Effects of asphericity and substructure on the determination of cluster mass with weak gravitational lensing

Weak gravitational lensing can be used to directly measure the mass along a line-of-sight without any dependence on the dynamical state of the mass, and thus can be used to measure the masses of clusters even if they are not relaxed. One common technique used to measure cluster masses is fitting azimuthally-averaged gravitational shear profiles with a spherical mass model. In this paper we quantify how asphericity and projected substructure in clusters can affect the virial mass and concentration measured with this technique by simulating weak lensing observations on 30 independent lines-of-sights through each of four high-resolution N-body cluster simulations. We find that the variations in the measured virial mass and concentration are of a size similar to the error expected in ideal weak lensing observations and are correlated, but that the virial mass and concentration of the mean shear profile agree well with that measured in three dimensional models of the clusters.
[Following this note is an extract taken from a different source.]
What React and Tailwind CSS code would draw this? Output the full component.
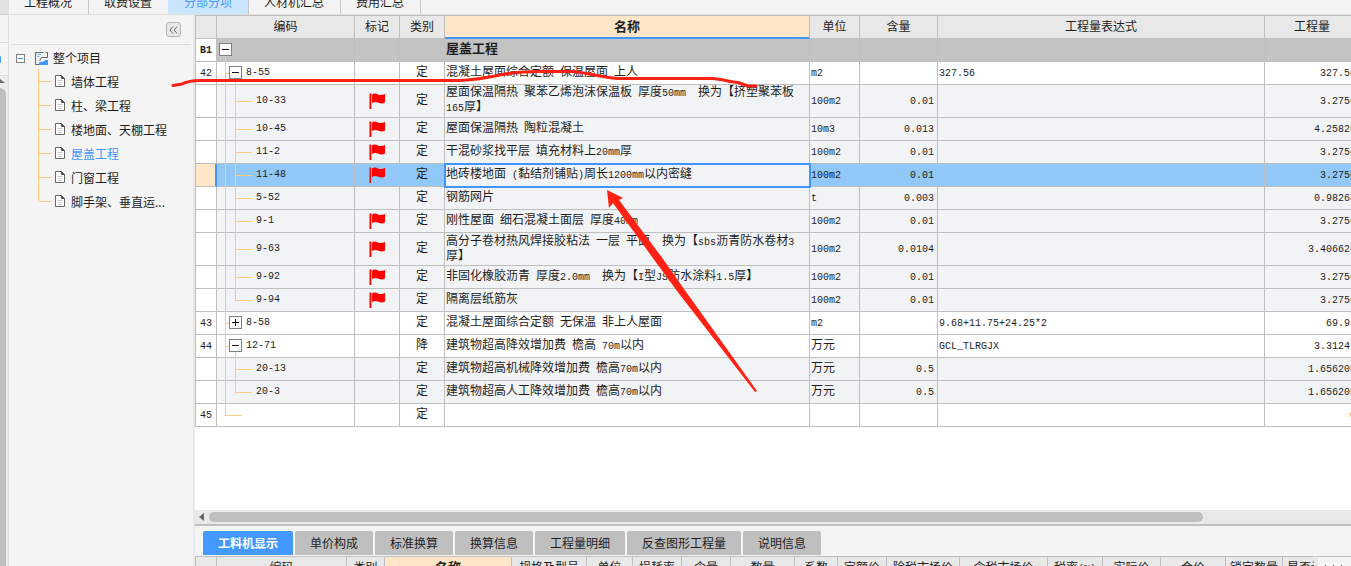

The dominant effect causing the variations is the proximity of the line-of-sight to the major axis of the 3-D cluster mass distribution, with projected substructure only causing minor perturbations in the measured concentration. Finally we find that the best-fit "universal" CDM models used to fit the shear profiles over-predict the surface density of the clusters due to the cluster mass density falling off faster than the r^{-3} model assumption.